#### Work to do
Among the entries, which lines carry the string "with"? Copy each of them.

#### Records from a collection
────────────────

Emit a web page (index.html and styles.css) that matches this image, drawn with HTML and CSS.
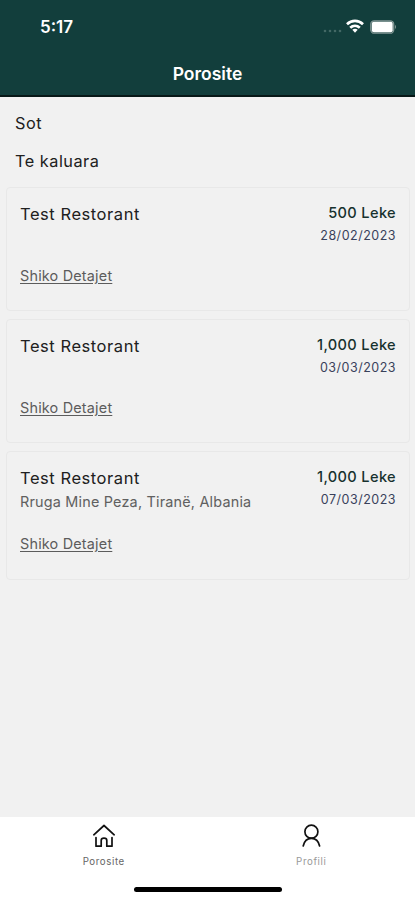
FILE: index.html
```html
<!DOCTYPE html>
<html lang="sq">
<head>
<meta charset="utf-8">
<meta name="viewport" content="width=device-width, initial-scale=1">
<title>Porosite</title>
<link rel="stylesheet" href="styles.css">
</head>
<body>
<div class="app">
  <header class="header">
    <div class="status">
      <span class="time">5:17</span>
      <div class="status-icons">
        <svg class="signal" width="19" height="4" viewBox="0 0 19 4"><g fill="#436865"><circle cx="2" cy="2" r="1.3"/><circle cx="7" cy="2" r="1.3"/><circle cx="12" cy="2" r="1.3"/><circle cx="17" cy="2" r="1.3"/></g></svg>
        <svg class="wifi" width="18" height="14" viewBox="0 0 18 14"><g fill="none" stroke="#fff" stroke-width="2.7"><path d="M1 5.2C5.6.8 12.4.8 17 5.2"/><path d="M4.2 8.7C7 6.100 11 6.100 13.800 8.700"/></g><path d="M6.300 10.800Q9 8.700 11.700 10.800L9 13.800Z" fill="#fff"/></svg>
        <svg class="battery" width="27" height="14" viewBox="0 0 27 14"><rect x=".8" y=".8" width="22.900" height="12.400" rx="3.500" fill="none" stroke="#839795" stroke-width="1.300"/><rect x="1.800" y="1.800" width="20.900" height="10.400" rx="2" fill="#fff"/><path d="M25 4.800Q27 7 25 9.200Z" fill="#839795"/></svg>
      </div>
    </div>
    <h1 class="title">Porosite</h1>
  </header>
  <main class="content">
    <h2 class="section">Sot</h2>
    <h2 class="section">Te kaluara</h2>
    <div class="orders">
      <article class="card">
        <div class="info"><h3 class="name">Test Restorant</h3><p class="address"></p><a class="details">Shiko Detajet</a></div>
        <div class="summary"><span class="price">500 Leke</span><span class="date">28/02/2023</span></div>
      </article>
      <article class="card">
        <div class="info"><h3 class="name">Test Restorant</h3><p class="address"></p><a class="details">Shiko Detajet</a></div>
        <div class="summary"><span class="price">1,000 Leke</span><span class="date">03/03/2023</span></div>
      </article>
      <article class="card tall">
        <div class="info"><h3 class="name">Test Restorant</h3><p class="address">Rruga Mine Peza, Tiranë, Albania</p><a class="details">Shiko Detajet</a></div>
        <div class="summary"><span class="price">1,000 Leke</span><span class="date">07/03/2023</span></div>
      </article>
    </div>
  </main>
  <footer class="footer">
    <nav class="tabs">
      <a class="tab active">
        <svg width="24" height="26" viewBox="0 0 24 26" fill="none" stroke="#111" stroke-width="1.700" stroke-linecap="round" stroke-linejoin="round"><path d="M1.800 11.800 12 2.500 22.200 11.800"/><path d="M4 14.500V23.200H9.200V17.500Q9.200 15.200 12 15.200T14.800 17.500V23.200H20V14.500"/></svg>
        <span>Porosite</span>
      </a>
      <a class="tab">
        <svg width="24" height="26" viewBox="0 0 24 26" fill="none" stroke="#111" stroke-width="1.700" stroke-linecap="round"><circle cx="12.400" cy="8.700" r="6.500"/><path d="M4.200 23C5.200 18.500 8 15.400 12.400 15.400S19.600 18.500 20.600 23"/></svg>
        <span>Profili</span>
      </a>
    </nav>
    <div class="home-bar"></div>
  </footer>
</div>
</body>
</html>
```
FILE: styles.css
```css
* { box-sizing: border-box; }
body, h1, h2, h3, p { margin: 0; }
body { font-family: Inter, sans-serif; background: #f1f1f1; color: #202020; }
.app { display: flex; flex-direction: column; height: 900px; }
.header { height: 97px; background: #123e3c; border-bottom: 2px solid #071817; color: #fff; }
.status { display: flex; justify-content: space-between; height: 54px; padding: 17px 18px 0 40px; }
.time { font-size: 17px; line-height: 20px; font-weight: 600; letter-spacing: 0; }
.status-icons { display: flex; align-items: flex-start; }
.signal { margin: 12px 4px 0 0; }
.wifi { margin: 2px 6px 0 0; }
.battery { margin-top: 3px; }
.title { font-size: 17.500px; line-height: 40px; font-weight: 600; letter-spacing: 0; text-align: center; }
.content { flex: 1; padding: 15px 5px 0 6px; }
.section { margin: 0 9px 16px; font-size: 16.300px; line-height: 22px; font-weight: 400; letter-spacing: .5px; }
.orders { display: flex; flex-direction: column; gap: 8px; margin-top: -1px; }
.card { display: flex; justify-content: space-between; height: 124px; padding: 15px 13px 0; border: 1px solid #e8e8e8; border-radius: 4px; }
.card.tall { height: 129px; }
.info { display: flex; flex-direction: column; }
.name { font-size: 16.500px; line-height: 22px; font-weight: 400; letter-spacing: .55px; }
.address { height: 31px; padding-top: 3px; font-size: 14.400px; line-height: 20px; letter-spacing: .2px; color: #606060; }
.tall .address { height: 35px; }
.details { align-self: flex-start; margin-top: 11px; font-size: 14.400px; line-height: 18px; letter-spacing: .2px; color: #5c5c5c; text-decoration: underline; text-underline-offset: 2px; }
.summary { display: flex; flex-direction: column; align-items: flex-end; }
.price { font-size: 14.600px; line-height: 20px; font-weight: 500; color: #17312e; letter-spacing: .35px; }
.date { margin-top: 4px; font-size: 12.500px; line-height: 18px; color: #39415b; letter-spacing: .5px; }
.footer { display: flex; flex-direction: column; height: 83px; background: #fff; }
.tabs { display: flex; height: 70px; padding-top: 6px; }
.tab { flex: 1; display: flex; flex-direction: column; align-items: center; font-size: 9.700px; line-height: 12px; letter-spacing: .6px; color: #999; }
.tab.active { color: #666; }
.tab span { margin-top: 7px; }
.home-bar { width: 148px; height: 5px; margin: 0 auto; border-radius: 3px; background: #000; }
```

────────────────

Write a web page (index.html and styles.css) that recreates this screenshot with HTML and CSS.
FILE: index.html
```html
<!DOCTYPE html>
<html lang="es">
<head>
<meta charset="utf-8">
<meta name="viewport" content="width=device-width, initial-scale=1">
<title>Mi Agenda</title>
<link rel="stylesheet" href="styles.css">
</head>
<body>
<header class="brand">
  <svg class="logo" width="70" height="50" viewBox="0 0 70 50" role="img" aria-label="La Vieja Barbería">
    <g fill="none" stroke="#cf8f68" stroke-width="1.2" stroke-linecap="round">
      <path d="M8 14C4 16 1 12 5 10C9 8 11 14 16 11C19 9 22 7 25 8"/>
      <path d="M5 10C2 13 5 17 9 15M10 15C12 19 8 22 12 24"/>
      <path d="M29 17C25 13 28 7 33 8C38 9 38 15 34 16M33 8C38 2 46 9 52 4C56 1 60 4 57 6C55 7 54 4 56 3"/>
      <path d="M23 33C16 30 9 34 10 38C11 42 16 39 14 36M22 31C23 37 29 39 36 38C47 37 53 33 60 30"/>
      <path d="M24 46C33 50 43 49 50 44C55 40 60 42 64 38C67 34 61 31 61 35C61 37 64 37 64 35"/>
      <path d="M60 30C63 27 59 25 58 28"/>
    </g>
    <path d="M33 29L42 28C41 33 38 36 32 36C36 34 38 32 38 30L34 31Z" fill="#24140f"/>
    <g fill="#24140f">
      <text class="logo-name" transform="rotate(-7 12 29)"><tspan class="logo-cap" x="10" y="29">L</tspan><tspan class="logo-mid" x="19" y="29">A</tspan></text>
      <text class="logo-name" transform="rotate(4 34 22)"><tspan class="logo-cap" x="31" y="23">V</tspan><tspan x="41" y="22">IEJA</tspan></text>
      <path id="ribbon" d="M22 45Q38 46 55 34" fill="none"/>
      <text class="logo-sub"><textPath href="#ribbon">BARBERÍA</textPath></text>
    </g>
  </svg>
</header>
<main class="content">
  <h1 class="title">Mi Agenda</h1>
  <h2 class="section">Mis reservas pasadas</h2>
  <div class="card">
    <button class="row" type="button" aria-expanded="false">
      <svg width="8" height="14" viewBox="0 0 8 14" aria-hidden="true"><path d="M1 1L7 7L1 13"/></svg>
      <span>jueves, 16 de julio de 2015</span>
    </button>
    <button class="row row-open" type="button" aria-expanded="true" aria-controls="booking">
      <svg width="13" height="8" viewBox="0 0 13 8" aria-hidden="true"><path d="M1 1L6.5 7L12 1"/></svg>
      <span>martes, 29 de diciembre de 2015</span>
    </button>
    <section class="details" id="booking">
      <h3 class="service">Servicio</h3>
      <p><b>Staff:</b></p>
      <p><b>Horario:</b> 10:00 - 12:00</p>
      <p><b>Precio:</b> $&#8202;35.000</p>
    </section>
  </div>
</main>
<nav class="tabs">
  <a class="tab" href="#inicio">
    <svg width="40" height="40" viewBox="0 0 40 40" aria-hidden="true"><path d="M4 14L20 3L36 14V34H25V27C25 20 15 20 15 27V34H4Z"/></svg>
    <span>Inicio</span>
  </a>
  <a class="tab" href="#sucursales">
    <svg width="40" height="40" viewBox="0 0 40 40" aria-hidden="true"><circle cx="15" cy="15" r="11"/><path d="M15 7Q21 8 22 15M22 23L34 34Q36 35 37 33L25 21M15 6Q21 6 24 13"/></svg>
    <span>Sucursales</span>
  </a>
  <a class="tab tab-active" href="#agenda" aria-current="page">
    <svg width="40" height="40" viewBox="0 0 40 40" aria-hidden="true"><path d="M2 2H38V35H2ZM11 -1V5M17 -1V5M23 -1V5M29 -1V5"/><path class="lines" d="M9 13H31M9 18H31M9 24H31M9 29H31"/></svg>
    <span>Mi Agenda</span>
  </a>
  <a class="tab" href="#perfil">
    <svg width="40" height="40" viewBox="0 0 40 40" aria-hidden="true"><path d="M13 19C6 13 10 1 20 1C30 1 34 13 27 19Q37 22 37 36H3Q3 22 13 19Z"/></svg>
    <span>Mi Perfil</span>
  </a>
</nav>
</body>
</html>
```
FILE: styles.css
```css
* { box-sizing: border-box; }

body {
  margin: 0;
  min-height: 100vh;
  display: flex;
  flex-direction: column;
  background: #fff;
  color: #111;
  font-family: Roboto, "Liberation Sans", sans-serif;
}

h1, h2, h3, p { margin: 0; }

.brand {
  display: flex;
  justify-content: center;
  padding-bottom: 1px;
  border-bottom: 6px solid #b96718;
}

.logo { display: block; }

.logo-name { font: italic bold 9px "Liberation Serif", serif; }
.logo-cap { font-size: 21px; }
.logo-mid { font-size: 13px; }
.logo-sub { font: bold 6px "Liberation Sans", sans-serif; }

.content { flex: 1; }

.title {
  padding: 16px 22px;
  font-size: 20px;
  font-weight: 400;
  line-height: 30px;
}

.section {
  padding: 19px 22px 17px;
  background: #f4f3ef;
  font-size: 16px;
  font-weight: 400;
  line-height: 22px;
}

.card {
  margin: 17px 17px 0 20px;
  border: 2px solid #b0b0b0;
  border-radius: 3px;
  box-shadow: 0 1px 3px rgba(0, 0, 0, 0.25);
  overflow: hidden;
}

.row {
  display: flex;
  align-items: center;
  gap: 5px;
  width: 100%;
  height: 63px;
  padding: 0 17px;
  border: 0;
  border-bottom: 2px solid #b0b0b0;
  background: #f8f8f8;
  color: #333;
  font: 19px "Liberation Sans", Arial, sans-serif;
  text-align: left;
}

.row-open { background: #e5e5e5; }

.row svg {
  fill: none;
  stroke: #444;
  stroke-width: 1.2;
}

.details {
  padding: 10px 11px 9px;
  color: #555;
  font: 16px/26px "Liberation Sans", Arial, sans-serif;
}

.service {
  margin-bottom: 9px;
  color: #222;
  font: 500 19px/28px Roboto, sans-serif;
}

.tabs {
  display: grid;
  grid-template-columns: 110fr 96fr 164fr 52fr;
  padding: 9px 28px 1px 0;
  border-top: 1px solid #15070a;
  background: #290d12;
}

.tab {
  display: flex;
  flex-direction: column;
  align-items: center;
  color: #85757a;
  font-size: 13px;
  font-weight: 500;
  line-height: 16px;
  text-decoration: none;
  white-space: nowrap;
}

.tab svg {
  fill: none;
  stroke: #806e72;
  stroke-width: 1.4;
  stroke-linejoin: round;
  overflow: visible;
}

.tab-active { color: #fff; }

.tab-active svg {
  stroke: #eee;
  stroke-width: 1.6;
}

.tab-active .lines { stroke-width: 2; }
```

────────────────

#### Completed task
Emit a web page (index.html and styles.css) that matches this image, drawn with HTML and CSS.
Write a web page (index.html and styles.css) that recreates this screenshot with HTML and CSS.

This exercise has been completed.